:: REQUIRED TASK ::
Copy all lines below containing "styles".

:: RECORDED INFORMATION ::
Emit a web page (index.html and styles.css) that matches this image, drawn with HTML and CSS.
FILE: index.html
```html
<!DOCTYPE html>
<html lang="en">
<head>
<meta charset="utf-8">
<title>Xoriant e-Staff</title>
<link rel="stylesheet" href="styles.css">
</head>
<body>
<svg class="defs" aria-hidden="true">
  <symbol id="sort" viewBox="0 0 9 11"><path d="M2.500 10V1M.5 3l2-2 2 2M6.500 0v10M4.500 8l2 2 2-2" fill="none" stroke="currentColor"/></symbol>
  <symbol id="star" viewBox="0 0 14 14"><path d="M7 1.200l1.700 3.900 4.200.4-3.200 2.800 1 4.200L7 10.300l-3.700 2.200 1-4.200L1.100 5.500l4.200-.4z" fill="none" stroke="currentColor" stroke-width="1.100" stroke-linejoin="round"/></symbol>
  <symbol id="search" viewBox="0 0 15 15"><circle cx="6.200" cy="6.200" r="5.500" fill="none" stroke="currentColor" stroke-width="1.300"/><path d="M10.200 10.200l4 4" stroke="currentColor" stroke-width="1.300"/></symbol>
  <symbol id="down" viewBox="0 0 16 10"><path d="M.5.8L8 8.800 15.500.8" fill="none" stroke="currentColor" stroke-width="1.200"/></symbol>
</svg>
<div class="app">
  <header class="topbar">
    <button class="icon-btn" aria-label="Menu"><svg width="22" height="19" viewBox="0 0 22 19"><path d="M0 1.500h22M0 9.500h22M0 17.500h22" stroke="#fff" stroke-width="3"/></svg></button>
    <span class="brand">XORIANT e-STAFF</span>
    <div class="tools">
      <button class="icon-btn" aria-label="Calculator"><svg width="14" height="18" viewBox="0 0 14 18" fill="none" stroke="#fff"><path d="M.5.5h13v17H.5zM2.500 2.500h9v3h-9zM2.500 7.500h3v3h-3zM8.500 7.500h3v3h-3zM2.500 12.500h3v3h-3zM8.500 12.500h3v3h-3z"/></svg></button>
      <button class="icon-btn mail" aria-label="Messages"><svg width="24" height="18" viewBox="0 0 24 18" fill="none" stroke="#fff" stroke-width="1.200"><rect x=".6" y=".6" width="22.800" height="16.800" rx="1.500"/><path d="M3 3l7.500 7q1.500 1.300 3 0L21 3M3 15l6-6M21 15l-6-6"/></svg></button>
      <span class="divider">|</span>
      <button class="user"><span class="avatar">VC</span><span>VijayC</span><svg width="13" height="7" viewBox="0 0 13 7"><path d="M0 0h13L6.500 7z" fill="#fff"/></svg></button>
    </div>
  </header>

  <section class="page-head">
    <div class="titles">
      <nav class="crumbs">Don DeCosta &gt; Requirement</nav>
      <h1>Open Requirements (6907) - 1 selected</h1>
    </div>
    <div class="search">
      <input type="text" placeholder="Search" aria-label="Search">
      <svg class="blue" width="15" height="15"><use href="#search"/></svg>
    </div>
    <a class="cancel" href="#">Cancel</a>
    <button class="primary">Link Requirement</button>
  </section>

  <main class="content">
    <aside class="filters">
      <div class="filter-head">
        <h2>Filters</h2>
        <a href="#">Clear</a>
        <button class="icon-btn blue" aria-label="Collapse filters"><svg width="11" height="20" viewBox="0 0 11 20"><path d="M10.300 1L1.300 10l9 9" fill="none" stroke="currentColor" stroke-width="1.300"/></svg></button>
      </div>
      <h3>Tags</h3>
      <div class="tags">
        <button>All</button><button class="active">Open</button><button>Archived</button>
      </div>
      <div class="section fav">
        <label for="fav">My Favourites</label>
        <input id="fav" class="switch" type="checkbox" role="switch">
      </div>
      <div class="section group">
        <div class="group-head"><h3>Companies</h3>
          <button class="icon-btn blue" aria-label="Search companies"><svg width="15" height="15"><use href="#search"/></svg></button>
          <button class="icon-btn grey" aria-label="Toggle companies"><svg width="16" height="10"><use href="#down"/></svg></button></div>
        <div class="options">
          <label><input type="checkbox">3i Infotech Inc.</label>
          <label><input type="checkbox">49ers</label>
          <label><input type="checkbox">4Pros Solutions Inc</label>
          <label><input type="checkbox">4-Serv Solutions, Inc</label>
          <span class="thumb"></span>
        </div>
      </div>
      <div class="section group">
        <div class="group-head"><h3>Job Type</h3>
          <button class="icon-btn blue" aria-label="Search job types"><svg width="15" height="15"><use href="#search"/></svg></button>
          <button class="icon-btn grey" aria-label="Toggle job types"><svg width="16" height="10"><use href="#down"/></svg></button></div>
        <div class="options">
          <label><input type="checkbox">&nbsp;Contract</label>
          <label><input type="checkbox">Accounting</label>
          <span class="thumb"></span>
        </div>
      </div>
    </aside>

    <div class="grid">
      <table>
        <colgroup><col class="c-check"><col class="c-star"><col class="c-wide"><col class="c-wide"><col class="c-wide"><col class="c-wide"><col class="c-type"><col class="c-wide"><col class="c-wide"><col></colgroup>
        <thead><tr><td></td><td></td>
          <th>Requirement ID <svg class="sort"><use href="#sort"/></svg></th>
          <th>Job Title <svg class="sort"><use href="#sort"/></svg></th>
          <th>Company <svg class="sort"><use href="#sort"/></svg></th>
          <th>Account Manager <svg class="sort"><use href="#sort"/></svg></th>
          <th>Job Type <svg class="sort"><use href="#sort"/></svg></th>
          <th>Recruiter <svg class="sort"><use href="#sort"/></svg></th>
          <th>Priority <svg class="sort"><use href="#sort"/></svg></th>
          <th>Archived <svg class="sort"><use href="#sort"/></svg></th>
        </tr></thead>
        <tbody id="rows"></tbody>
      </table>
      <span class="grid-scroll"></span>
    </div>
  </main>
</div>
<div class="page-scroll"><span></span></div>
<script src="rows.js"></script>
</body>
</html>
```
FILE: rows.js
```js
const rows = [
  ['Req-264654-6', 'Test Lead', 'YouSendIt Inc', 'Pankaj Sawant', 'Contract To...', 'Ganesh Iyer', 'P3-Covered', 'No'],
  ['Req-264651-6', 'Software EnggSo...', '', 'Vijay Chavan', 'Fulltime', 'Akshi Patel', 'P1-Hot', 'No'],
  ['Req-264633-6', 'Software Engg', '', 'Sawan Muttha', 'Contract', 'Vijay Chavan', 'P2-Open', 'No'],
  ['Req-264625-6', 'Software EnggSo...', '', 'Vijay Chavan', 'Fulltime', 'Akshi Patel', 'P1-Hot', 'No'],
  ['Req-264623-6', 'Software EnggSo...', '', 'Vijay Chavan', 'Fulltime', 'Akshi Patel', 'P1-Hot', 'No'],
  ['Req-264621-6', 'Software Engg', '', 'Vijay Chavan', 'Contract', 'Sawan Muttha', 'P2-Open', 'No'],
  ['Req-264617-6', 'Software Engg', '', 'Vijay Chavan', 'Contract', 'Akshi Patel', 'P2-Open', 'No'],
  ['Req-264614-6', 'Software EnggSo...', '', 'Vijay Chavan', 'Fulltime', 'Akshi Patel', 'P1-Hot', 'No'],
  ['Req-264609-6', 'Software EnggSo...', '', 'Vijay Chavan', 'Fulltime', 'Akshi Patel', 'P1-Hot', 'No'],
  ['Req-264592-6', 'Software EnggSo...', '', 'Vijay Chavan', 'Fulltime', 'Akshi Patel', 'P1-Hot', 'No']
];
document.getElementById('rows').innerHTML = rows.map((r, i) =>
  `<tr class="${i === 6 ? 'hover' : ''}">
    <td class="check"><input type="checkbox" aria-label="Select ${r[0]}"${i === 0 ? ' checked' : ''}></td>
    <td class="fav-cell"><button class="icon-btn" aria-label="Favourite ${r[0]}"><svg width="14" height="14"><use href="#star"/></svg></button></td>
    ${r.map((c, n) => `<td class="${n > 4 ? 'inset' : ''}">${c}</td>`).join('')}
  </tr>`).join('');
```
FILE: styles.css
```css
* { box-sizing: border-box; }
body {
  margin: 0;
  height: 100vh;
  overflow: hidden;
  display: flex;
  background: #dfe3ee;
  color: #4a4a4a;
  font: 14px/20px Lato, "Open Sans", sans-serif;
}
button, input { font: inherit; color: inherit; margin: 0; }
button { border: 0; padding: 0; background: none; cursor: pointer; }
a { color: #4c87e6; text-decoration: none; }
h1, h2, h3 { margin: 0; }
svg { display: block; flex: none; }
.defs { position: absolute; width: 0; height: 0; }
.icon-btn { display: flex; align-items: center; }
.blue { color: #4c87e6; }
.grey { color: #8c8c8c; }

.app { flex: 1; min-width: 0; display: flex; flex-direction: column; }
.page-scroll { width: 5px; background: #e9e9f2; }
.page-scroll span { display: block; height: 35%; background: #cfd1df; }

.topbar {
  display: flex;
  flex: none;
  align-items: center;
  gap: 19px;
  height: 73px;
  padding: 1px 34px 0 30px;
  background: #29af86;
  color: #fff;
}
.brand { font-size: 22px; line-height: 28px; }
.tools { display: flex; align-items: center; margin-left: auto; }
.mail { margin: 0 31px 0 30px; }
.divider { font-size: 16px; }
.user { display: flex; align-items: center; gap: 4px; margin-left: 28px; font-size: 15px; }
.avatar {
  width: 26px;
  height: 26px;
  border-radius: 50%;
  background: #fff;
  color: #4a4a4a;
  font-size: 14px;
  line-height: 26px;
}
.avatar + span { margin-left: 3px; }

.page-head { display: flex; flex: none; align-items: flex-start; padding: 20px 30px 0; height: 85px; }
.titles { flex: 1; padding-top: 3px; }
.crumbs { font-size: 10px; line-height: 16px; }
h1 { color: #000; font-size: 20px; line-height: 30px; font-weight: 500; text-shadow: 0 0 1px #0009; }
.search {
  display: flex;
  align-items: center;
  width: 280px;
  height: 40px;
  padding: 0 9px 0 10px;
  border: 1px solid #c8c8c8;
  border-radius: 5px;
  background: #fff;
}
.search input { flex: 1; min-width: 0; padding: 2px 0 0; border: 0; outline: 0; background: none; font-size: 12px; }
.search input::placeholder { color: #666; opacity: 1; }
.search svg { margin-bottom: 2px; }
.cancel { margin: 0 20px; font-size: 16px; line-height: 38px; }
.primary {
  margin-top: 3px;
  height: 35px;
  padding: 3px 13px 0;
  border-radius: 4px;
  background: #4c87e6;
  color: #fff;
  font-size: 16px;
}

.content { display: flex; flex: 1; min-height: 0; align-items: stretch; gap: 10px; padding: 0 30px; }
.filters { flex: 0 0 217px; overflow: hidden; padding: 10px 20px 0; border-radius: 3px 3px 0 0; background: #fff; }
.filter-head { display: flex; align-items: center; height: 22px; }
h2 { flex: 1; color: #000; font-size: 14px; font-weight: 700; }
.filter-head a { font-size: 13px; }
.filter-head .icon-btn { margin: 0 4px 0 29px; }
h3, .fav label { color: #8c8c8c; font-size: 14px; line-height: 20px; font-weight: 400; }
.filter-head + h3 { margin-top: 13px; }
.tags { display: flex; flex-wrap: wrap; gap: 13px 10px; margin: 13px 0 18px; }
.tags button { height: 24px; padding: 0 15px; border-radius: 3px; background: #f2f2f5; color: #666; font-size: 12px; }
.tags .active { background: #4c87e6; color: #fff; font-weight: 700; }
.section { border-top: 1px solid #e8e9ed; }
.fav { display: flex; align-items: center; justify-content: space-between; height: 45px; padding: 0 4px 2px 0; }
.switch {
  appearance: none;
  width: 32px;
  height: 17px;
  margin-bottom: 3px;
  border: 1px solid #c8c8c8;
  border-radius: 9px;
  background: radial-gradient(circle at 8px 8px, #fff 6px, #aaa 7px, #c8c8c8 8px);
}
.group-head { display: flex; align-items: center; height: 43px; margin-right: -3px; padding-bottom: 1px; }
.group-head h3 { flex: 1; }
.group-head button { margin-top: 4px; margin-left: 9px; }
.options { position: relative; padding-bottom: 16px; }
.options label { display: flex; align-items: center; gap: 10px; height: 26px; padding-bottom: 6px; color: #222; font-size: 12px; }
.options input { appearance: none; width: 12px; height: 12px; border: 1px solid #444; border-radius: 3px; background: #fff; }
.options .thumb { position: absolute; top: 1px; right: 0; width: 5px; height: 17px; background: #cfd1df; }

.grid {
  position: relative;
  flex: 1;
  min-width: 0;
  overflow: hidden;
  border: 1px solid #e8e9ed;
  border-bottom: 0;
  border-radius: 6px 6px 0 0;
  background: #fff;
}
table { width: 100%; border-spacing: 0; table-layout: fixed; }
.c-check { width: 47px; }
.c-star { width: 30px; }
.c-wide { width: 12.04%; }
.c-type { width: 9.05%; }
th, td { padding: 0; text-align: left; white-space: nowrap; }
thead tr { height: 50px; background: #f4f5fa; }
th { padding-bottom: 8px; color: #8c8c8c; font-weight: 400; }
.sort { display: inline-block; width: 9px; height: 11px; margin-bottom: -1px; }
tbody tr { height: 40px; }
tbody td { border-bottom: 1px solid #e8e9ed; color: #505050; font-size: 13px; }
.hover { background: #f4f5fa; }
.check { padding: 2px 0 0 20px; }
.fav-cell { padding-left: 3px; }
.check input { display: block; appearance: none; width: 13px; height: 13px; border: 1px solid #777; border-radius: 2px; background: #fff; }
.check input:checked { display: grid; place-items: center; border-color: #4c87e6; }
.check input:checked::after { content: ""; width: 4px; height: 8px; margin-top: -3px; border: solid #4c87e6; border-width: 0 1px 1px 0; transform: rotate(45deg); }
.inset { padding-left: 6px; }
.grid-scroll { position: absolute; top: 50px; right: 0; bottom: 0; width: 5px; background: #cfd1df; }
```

:: TASK RESULT ::
Emit a web page (index.html and styles.css) that matches this image, drawn with HTML and CSS.
<link rel="stylesheet" href="styles.css">
FILE: styles.css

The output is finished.